Surely it wouldnt be too hard to create one in a couple of minutes...

Equivalent f-stop and shutter speeds

Doug Axford , Apr 19, 2007; 10:32 a.m.

You are so generous Craig. Methinks some people are trying to make the relationship more complex than it is.

Mark U , Apr 19, 2007; 10:50 a.m.

This is slightly more comprehensive:


pico digoliardi , Apr 19, 2007; 11:11 a.m.

Where is F/1? :)

Craig Cooper , Apr 19, 2007; 11:18 a.m.

Where is F/1? :)

...on damn expensive lenses :))

Doug Axford , Apr 19, 2007; 12:17 p.m.

Mark, that's certainly got to be the most comprehensive and confusing info I've ever seen on the issue.

I remember having a guy who just graduated from 4 years of photography at college who was on a co-op with me for 2 weeks. That's the kind of stuff he had to memorize. The problem was that when we were on a wedding and I asked him for a light reading, he couldn't get it right. In 5 minutes I taught him the essentials and how to do synchro-sun, something even the prof couldn't do easily. KISS - (Keep it simple stupid) in case someone thinks I'm wierd, well maybe I am.

Charles Webster , Apr 19, 2007; 12:28 p.m.

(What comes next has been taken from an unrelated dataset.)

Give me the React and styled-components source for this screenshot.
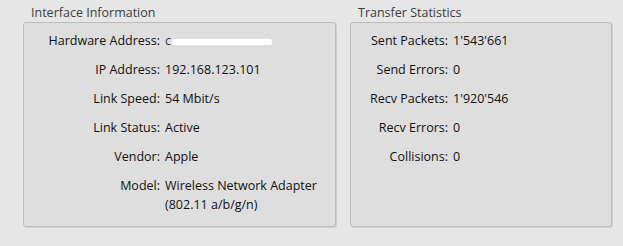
import React from "react";
import styled, { createGlobalStyle } from "styled-components";

const GlobalStyle = createGlobalStyle`
  html, body {
    margin: 0;
    padding: 0;
    background: #e6e6e6;
  }
  body {
    font-family: "Open Sans", "Noto Sans", sans-serif;
    width: 623px;
    height: 246px;
    overflow: hidden;
  }
`;

const interfaceInfo = [
  { label: "Hardware Address:", value: null },
  { label: "IP Address:", value: "192.168.123.101" },
  { label: "Link Speed:", value: "54 Mbit/s" },
  { label: "Link Status:", value: "Active" },
  { label: "Vendor:", value: "Apple" },
  { label: "Model:", value: "Wireless Network Adapter (802.11 a/b/g/n)" },
];

const transferStats = [
  { label: "Sent Packets:", value: "1'543'661" },
  { label: "Send Errors:", value: "0" },
  { label: "Recv Packets:", value: "1'920'546" },
  { label: "Recv Errors:", value: "0" },
  { label: "Collisions:", value: "0" },
];

const App = () => {
  return (
    <>
      <GlobalStyle />
      <Page>
        <Group width={313}>
          <Legend>Interface Information</Legend>
          <Box>
            <Fields labelWidth={136}>
              {interfaceInfo.map((row) => (
                <React.Fragment key={row.label}>
                  <Label>{row.label}</Label>
                  <Value>
                    {row.value === null ? (
                      <Redacted>
                        <span>c</span>
                        <Smudge />
                      </Redacted>
                    ) : (
                      row.value
                    )}
                  </Value>
                </React.Fragment>
              ))}
            </Fields>
          </Box>
        </Group>
        <Group width={262}>
          <Legend>Transfer Statistics</Legend>
          <Box>
            <Fields labelWidth={97}>
              {transferStats.map((row) => (
                <React.Fragment key={row.label}>
                  <Label>{row.label}</Label>
                  <Value>{row.value}</Value>
                </React.Fragment>
              ))}
            </Fields>
          </Box>
        </Group>
      </Page>
    </>
  );
};

const Page = styled.div`
  display: flex;
  gap: 14px;
  padding: 4px 11px 0 23px;
  height: 246px;
  box-sizing: border-box;
`;

const Group = styled.div`
  width: ${(p) => p.width}px;
  display: flex;
  flex-direction: column;
`;

const Legend = styled.div`
  font-size: 12.5px;
  line-height: 18px;
  color: #3d3d3d;
  padding-left: 8px;
`;

const Box = styled.div`
  height: 205px;
  box-sizing: border-box;
  background: #dedede;
  border: 1px solid #bcbcbc;
  border-radius: 3px;
  box-shadow: 1px 1px 0 #cfcfcf;
  padding-top: 8px;
`;

const Fields = styled.div`
  display: grid;
  grid-template-columns: ${(p) => p.labelWidth}px 1fr;
  column-gap: 5px;
  row-gap: 10px;
  font-size: 12.5px;
  line-height: 19px;
  color: #111;
`;

const Label = styled.div`
  text-align: right;
  white-space: nowrap;
`;

const Value = styled.div`
  padding-right: 8px;
`;

const Redacted = styled.span`
  display: inline-flex;
  align-items: center;
  gap: 1px;
  color: #333;
`;

const Smudge = styled.span`
  display: inline-block;
  width: 100px;
  height: 6px;
  margin-top: 2px;
  background: #fff;
  border-radius: 2px;
  filter: blur(0.6px);
`;

export default App;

I don't understand the need for such a chart except while learning photography, and the chart should be in the text book or classroom.

To be able to take pictures in the field or studio, the photographer must understand this relationship at the most basic level. Otherwise how would you make choices about depth of field and exposure to control the appearance of the picture?


Jen Lambert , Apr 19, 2007; 04:37 p.m.

Charles- that's the whole point! The people I'm working with are just starting out and they are at the most basic level. They are assisting right now (in the sense of "hold the shim" or "I need a new battery") and want to learn, but this basic relationship is not sinking in just yet. I plan to go over the chart with them then take them outside and shoot with varying f-stops to illustrate the point.

Call me lazy, and I know making one would rather simple, but this one was rather well designed (I'm kind of weird about symmetry and things lining up in a document or chart, as it were) and I would sort of like to have it again. I grew attached to it... not for knowledge exactly... more as familiarity... I could accept another version, if it were pretty, too. :-}

Charles Webster , Apr 19, 2007; 06:32 p.m.

Jen, sorry I misunderstood. When you said "new people at our studio" I somehow thought they would be trained photographers, not novices still in training. In that case this chart seems very concise and makes the relationship clear to me, but I know this stuff already.